-- BEGIN --
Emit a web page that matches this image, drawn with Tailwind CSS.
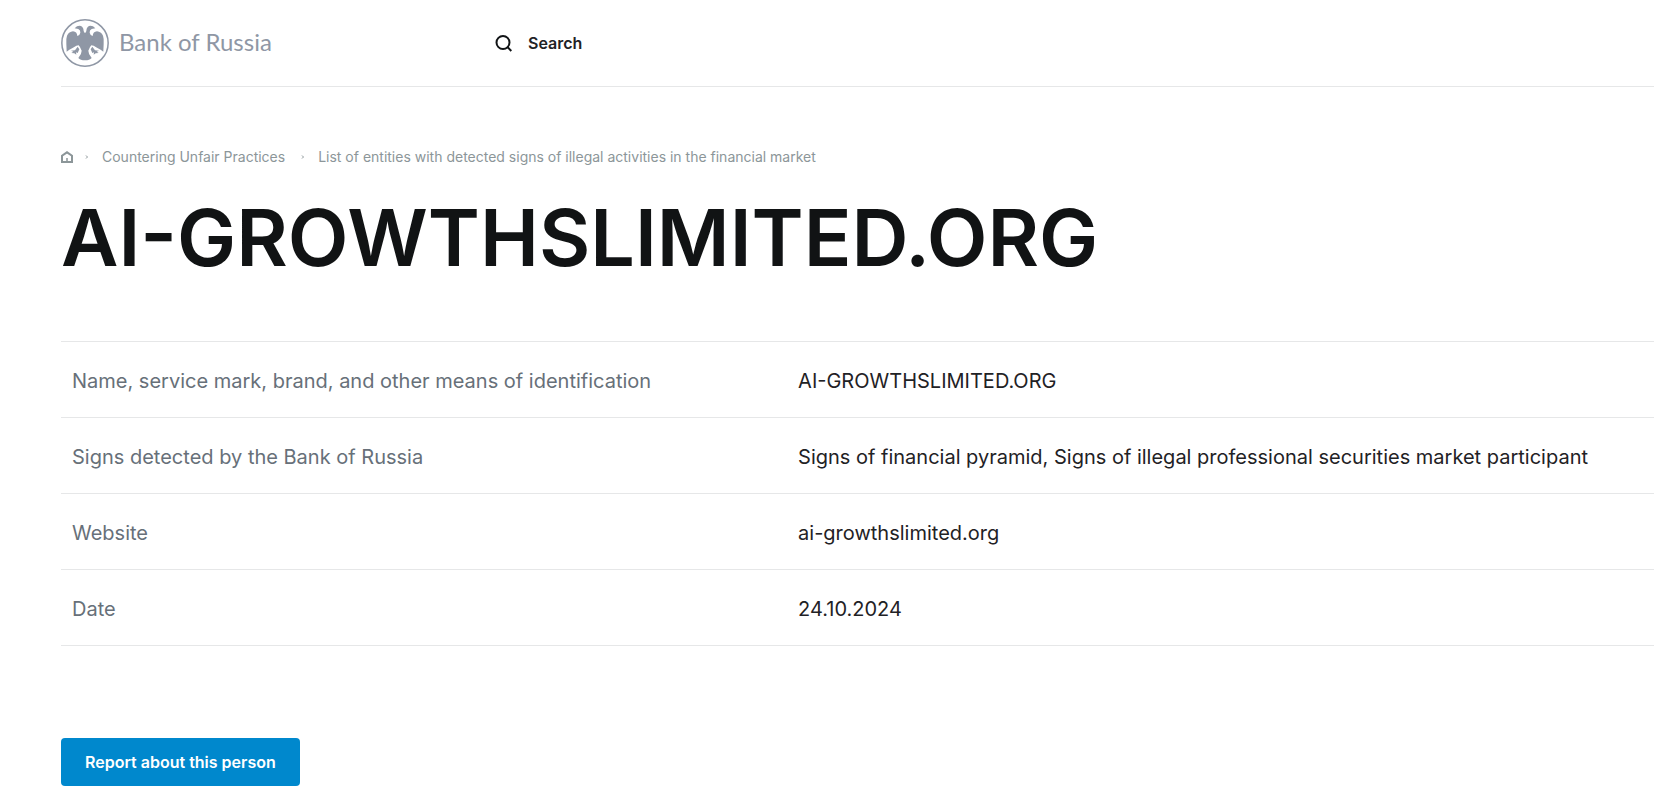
<!DOCTYPE html>
<html lang="en">
<head>
    <meta charset="UTF-8">
    <meta name="viewport" content="width=device-width, initial-scale=1.0">
    <script src="https://cdn.jsdelivr.net/npm/@tailwindcss/browser@4"></script>
    <title>AI-GROWTHSLIMITED.ORG | Bank of Russia</title>
</head>
<body class="bg-white font-['Inter',sans-serif] text-[#1f2225]">
    <div class="pl-[61px]">
        <header class="flex items-center h-[87px] border-b border-[#e6e7e8]">
            <a href="#" class="flex items-center gap-[10px] w-[434px] text-[#8f97a5]">
                <svg class="size-12" viewBox="0 0 144 144" fill="currentColor" aria-hidden="true">
                    <circle cx="72" cy="72" r="69.500" fill="none" stroke="currentColor" stroke-width="4.500"/>
                    <!-- heads, wings and body -->
                    <path d="M41 28 L48 22 Q58 18 64 24 Q68 29 68 36 Q69 41 72 42 Q75 41 76 36 Q76 29 80 24 Q86 18 96 22 L103 28 L92 30 Q85 33 86 41 Q88 50 95 51 Q96 38 108 37 Q120 38 126 50 Q129 58 128 74 L127 98 L119 92 L108 86 L98 80 L91 79 Q86 84 82 95 Q82 106 92 117 Q86 124 72 124 Q58 124 52 117 Q62 106 62 95 Q58 84 53 79 L46 80 L36 86 L25 92 L17 98 L16 74 Q15 58 18 50 Q24 38 36 37 Q48 38 49 51 Q56 50 58 41 Q59 33 52 30 Z"/>
                    <!-- claws -->
                    <path d="M50 83 L55 91 L50 102 L45 100 L46 107 L40 103 L31 102 L37 98 L30 95 L42 94 Z M94 83 L89 91 L94 102 L99 100 L98 107 L104 103 L113 102 L107 98 L114 95 L102 94 Z"/>
                </svg>
                <span class="pb-[2px] font-['Lato',sans-serif] text-2xl">Bank of Russia</span>
            </a>
            <button type="button" class="flex items-center gap-4 font-semibold">
                <svg class="size-[17px]" viewBox="0 0 17 17" fill="none" stroke="#111416" stroke-width="2" aria-hidden="true">
                    <circle cx="8" cy="7.500" r="6.500"/>
                    <path d="M12.400 12 L16.300 16"/>
                </svg>
                Search
            </button>
        </header>

        <main>
            <nav class="flex items-center mt-[60px] text-sm text-[#8c9699]" aria-label="Breadcrumb">
                <a href="#" aria-label="Home">
                    <svg class="size-3" viewBox="0 0 12 12" fill="none" stroke="currentColor" stroke-width="2" aria-hidden="true">
                        <path d="M1 11 V4.700 L6 1.300 L11 4.700 V11 Z"/>
                        <path d="M6 7 V10" stroke-width="1.500"/>
                    </svg>
                </a>
                <svg class="size-1 ml-3 mr-[13px]" viewBox="0 0 4 4" fill="none" stroke="currentColor" aria-hidden="true"><path d="M1 0.500 L2.500 2 L1 3.500"/></svg>
                <a href="#">Countering Unfair Practices</a>
                <svg class="size-1 ml-4 mr-[13px]" viewBox="0 0 4 4" fill="none" stroke="currentColor" aria-hidden="true"><path d="M1 0.500 L2.500 2 L1 3.500"/></svg>
                <a href="#">List of entities with detected signs of illegal activities in the financial market</a>
            </nav>

            <h1 class="mt-[30px] text-[79px] leading-[80px] font-semibold text-[#111314]">AI-GROWTHSLIMITED.ORG</h1>

            <table class="w-full mt-16 border-t border-[#e6e7e8] text-xl text-left">
                <tbody>
                    <tr class="h-[76px] border-b border-[#e6e7e8]">
                        <th scope="row" class="w-5/11 pl-[11px] pt-[2px] font-normal text-[#677079]">Name, service mark, brand, and other means of identification</th>
                        <td class="pl-[13px] pt-[2px]">AI-GROWTHSLIMITED.ORG</td>
                    </tr>
                    <tr class="h-[76px] border-b border-[#e6e7e8]">
                        <th scope="row" class="pl-[11px] pt-[2px] font-normal text-[#677079]">Signs detected by the Bank of Russia</th>
                        <td class="pl-[13px] pt-[2px]">Signs of financial pyramid, Signs of illegal professional securities market participant</td>
                    </tr>
                    <tr class="h-[76px] border-b border-[#e6e7e8]">
                        <th scope="row" class="pl-[11px] pt-[2px] font-normal text-[#677079]">Website</th>
                        <td class="pl-[13px] pt-[2px]">ai-growthslimited.org</td>
                    </tr>
                    <tr class="h-[76px] border-b border-[#e6e7e8]">
                        <th scope="row" class="pl-[11px] pt-[2px] font-normal text-[#677079]">Date</th>
                        <td class="pl-[13px] pt-[2px]">24.10.2024</td>
                    </tr>
                </tbody>
            </table>

            <button type="button" class="mt-[92px] h-12 px-6 rounded bg-[#0088cd] font-semibold text-white">Report about this person</button>
        </main>
    </div>
</body>
</html>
-- END --
:: Stated problem ::
Give the data again exactly as written, with all pictures left out.

:: Correct response ::
Emit a web page that matches this image, drawn with Tailwind CSS.
<!DOCTYPE html>
<html lang="en">
<head>
    <meta charset="UTF-8">
    <meta name="viewport" content="width=device-width, initial-scale=1.0">
    <script src="https://cdn.jsdelivr.net/npm/@tailwindcss/browser@4"></script>
    <title>AI-GROWTHSLIMITED.ORG | Bank of Russia</title>
</head>
<body class="bg-white font-['Inter',sans-serif] text-[#1f2225]">
    <div class="pl-[61px]">
        <header class="flex items-center h-[87px] border-b border-[#e6e7e8]">
            <a href="#" class="flex items-center gap-[10px] w-[434px] text-[#8f97a5]">
                <svg class="size-12" viewBox="0 0 144 144" fill="currentColor" aria-hidden="true">
                    <circle cx="72" cy="72" r="69.500" fill="none" stroke="currentColor" stroke-width="4.500"/>
                    <!-- heads, wings and body -->
                    <path d="M41 28 L48 22 Q58 18 64 24 Q68 29 68 36 Q69 41 72 42 Q75 41 76 36 Q76 29 80 24 Q86 18 96 22 L103 28 L92 30 Q85 33 86 41 Q88 50 95 51 Q96 38 108 37 Q120 38 126 50 Q129 58 128 74 L127 98 L119 92 L108 86 L98 80 L91 79 Q86 84 82 95 Q82 106 92 117 Q86 124 72 124 Q58 124 52 117 Q62 106 62 95 Q58 84 53 79 L46 80 L36 86 L25 92 L17 98 L16 74 Q15 58 18 50 Q24 38 36 37 Q48 38 49 51 Q56 50 58 41 Q59 33 52 30 Z"/>
                    <!-- claws -->
                    <path d="M50 83 L55 91 L50 102 L45 100 L46 107 L40 103 L31 102 L37 98 L30 95 L42 94 Z M94 83 L89 91 L94 102 L99 100 L98 107 L104 103 L113 102 L107 98 L114 95 L102 94 Z"/>
                </svg>
                <span class="pb-[2px] font-['Lato',sans-serif] text-2xl">Bank of Russia</span>
            </a>
            <button type="button" class="flex items-center gap-4 font-semibold">
                <svg class="size-[17px]" viewBox="0 0 17 17" fill="none" stroke="#111416" stroke-width="2" aria-hidden="true">
                    <circle cx="8" cy="7.500" r="6.500"/>
                    <path d="M12.400 12 L16.300 16"/>
                </svg>
                Search
            </button>
        </header>

        <main>
            <nav class="flex items-center mt-[60px] text-sm text-[#8c9699]" aria-label="Breadcrumb">
                <a href="#" aria-label="Home">
                    <svg class="size-3" viewBox="0 0 12 12" fill="none" stroke="currentColor" stroke-width="2" aria-hidden="true">
                        <path d="M1 11 V4.700 L6 1.300 L11 4.700 V11 Z"/>
                        <path d="M6 7 V10" stroke-width="1.500"/>
                    </svg>
                </a>
                <svg class="size-1 ml-3 mr-[13px]" viewBox="0 0 4 4" fill="none" stroke="currentColor" aria-hidden="true"><path d="M1 0.500 L2.500 2 L1 3.500"/></svg>
                <a href="#">Countering Unfair Practices</a>
                <svg class="size-1 ml-4 mr-[13px]" viewBox="0 0 4 4" fill="none" stroke="currentColor" aria-hidden="true"><path d="M1 0.500 L2.500 2 L1 3.500"/></svg>
                <a href="#">List of entities with detected signs of illegal activities in the financial market</a>
            </nav>

            <h1 class="mt-[30px] text-[79px] leading-[80px] font-semibold text-[#111314]">AI-GROWTHSLIMITED.ORG</h1>

            <table class="w-full mt-16 border-t border-[#e6e7e8] text-xl text-left">
                <tbody>
                    <tr class="h-[76px] border-b border-[#e6e7e8]">
                        <th scope="row" class="w-5/11 pl-[11px] pt-[2px] font-normal text-[#677079]">Name, service mark, brand, and other means of identification</th>
                        <td class="pl-[13px] pt-[2px]">AI-GROWTHSLIMITED.ORG</td>
                    </tr>
                    <tr class="h-[76px] border-b border-[#e6e7e8]">
                        <th scope="row" class="pl-[11px] pt-[2px] font-normal text-[#677079]">Signs detected by the Bank of Russia</th>
                        <td class="pl-[13px] pt-[2px]">Signs of financial pyramid, Signs of illegal professional securities market participant</td>
                    </tr>
                    <tr class="h-[76px] border-b border-[#e6e7e8]">
                        <th scope="row" class="pl-[11px] pt-[2px] font-normal text-[#677079]">Website</th>
                        <td class="pl-[13px] pt-[2px]">ai-growthslimited.org</td>
                    </tr>
                    <tr class="h-[76px] border-b border-[#e6e7e8]">
                        <th scope="row" class="pl-[11px] pt-[2px] font-normal text-[#677079]">Date</th>
                        <td class="pl-[13px] pt-[2px]">24.10.2024</td>
                    </tr>
                </tbody>
            </table>

            <button type="button" class="mt-[92px] h-12 px-6 rounded bg-[#0088cd] font-semibold text-white">Report about this person</button>
        </main>
    </div>
</body>
</html>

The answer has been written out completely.